A New Favorite Herb: Lemon Balm

A New Favorite Herb: Lemon Balm

If you haven’t yet discovered lemon balm, let me introduce you to your new favorite herb. There are so many wonderful uses for lemon balm! Lemon balm is a powerful herb that can combat viruses in the body and powerfully reduce anxiety. Use lemon balm in the garden, for cleaning, and as a tasty addition to numerous recipes.

Lemon Balm Benefits

Heart palpitations, nervous tension, insomnia, and hyperactivity are all classic indications for lemon balm and these combined describe what some people experience when their thyroid becomes overactive, such as in Grave’s disease. In fact, lemon balm, bugleweed (Lycopus spp.) and motherwort (Leonorus cardiacus) is a classic western formula for a hyperactive thyroid. 

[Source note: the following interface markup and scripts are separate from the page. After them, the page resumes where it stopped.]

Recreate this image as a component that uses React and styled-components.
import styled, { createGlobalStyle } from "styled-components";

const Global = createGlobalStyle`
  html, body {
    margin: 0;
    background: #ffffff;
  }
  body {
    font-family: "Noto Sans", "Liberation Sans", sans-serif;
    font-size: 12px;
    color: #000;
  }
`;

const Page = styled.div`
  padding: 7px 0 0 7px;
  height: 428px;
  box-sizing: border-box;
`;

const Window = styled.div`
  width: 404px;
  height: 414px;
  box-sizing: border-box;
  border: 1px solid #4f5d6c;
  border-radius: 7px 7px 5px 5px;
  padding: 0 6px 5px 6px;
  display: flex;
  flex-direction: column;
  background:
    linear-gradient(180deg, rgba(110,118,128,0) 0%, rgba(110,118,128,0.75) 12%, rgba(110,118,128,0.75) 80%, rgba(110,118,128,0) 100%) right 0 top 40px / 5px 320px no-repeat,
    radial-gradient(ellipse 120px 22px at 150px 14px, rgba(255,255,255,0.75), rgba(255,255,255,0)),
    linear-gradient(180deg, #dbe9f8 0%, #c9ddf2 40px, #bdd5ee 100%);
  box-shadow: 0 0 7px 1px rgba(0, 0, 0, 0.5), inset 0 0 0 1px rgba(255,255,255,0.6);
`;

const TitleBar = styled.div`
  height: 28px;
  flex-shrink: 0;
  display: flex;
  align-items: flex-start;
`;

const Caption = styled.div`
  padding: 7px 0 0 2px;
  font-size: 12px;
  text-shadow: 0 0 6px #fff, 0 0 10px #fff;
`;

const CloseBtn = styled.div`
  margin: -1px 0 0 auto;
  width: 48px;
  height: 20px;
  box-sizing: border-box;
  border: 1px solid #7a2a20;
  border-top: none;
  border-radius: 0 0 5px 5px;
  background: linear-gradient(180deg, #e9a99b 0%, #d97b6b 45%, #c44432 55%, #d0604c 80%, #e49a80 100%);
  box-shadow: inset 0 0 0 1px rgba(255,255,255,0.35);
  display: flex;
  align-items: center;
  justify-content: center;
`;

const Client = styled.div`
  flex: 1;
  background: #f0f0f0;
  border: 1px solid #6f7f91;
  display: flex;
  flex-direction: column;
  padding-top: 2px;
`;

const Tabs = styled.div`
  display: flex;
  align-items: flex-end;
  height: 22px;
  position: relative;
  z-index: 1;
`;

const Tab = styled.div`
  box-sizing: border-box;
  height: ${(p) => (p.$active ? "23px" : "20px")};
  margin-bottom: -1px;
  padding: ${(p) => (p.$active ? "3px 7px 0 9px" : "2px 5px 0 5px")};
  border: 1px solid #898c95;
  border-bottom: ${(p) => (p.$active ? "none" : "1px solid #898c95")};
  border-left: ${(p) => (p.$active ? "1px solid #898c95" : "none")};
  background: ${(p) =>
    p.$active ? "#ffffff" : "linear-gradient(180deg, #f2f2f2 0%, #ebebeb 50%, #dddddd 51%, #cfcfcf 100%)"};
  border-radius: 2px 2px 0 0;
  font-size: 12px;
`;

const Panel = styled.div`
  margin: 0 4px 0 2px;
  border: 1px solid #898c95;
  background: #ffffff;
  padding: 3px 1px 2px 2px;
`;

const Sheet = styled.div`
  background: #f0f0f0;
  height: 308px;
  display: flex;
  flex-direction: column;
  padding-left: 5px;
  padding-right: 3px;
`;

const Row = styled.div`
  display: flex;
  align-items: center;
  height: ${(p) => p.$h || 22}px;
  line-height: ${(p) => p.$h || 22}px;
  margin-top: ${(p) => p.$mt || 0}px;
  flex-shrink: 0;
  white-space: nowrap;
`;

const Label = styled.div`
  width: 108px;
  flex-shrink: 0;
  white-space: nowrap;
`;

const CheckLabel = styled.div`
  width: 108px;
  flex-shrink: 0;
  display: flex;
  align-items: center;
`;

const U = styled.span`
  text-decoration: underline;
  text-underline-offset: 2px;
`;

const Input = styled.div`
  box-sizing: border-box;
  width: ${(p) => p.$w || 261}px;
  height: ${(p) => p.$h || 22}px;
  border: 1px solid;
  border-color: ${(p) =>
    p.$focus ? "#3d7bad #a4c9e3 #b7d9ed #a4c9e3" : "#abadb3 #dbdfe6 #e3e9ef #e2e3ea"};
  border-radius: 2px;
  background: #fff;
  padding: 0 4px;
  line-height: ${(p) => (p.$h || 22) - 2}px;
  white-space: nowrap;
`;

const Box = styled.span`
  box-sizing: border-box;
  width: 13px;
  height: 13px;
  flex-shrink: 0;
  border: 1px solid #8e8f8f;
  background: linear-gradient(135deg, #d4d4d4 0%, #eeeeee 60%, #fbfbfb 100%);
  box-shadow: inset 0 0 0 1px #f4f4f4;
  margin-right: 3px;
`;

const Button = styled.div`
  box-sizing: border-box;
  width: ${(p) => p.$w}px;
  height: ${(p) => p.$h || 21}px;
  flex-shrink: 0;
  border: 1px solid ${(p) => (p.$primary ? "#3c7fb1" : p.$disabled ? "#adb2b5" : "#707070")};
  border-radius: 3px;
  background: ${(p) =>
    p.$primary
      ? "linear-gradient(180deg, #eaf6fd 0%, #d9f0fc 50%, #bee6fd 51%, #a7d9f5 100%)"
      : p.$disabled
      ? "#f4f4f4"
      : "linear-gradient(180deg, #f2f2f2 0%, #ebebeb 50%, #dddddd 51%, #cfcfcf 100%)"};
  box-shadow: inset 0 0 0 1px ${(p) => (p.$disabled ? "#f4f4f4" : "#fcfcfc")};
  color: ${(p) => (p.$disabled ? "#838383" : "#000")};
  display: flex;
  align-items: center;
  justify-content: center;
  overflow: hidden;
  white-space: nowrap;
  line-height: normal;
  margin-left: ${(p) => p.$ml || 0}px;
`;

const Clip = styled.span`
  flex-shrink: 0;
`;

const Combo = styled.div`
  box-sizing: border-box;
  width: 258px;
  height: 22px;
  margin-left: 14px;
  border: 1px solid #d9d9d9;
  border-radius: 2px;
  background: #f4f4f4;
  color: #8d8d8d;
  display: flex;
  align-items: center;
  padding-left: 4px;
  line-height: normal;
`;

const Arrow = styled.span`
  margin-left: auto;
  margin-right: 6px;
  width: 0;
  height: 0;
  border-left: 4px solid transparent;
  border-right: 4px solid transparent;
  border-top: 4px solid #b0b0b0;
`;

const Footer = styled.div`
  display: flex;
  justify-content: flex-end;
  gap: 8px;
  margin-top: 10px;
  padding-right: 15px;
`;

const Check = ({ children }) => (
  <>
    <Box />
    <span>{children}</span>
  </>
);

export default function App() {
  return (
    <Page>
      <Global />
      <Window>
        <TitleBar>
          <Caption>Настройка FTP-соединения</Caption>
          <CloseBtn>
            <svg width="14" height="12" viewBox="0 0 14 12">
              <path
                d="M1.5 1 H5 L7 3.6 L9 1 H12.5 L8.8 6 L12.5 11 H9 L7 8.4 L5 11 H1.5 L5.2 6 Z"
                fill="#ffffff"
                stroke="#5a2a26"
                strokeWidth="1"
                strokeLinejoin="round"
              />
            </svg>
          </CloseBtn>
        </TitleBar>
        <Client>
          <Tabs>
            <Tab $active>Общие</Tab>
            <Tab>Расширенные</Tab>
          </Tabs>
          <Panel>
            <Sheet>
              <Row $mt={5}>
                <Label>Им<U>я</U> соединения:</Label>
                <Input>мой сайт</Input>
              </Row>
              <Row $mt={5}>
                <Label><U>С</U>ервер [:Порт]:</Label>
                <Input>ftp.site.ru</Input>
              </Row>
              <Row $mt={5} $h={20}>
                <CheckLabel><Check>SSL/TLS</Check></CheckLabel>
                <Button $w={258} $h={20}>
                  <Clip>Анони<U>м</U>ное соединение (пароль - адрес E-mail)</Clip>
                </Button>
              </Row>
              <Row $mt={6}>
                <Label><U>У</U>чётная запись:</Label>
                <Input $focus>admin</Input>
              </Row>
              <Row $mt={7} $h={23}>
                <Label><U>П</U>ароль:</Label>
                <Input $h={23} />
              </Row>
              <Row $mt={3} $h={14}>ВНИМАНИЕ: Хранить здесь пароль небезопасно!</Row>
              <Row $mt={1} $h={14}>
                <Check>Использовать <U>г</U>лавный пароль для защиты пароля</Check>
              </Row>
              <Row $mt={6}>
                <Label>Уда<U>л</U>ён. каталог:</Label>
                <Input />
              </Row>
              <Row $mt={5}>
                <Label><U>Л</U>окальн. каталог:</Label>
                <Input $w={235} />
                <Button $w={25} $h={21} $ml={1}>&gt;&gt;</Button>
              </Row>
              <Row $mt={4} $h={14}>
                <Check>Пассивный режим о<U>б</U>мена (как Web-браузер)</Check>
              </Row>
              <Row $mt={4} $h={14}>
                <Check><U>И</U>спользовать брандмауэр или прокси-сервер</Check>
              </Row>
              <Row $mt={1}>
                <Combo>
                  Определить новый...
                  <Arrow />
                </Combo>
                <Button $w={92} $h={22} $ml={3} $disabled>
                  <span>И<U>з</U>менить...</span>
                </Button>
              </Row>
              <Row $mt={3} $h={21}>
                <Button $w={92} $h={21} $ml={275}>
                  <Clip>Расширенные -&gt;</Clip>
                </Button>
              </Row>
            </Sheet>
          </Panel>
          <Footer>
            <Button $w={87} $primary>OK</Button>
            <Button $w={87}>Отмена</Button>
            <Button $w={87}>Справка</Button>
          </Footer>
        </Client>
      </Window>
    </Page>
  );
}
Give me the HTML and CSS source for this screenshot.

Lemon balm is a member of the mint family and, like other mints, it has complicated energetics. Thermally it has been classified as both warming and cooling. This is explained partly by understanding different perspectives within the major living herbal traditions today. 

Lemon balm has a sour taste. In Ayurveda sour is classified as hot and wet while in Traditional Chinese Medicine sour is thought to be cooling and moistening. In western herbalism sour is generally thought to be cooling. 

Matthew Wood explains: 

“Lemon balm has a sour taste, as its name indicates – it is one of the few sour mints. Like most sour plants, it is cooling and sedative. It combines this property with the typical nerve-calming powers of the mint family to make a strong, but safe and simple sedative. These powers are much more marked when the plant is tinctured fresh. A tincture of fresh melissa should be on the shelf in every household as a general sedative.”

Lemon Balm been used as a mild emmenagogue to promote late menstruation as well as relieve menstrual cramping

How to Identify The Lemon Balm Plant

As mentioned, lemon balm is in the mint family and has many attributes or identifying features common to this family.
It has square stems and leaves are in an opposite branching pattern.
Lemon balm flowers are white and have the classic “lipped” look of the mint family. It typically flowers from June to September.
This is a perennial plant that is easy to grow. Watch out! It will spread readily in your garden.
If you crush a leaf in your fingers you’ll be introduced to the wonderful lemon scent of lemon balm. In the past it was considered a “strewing herb,” which is an herb hung in the rafters or strewed on the ground to emanate a pleasant scent.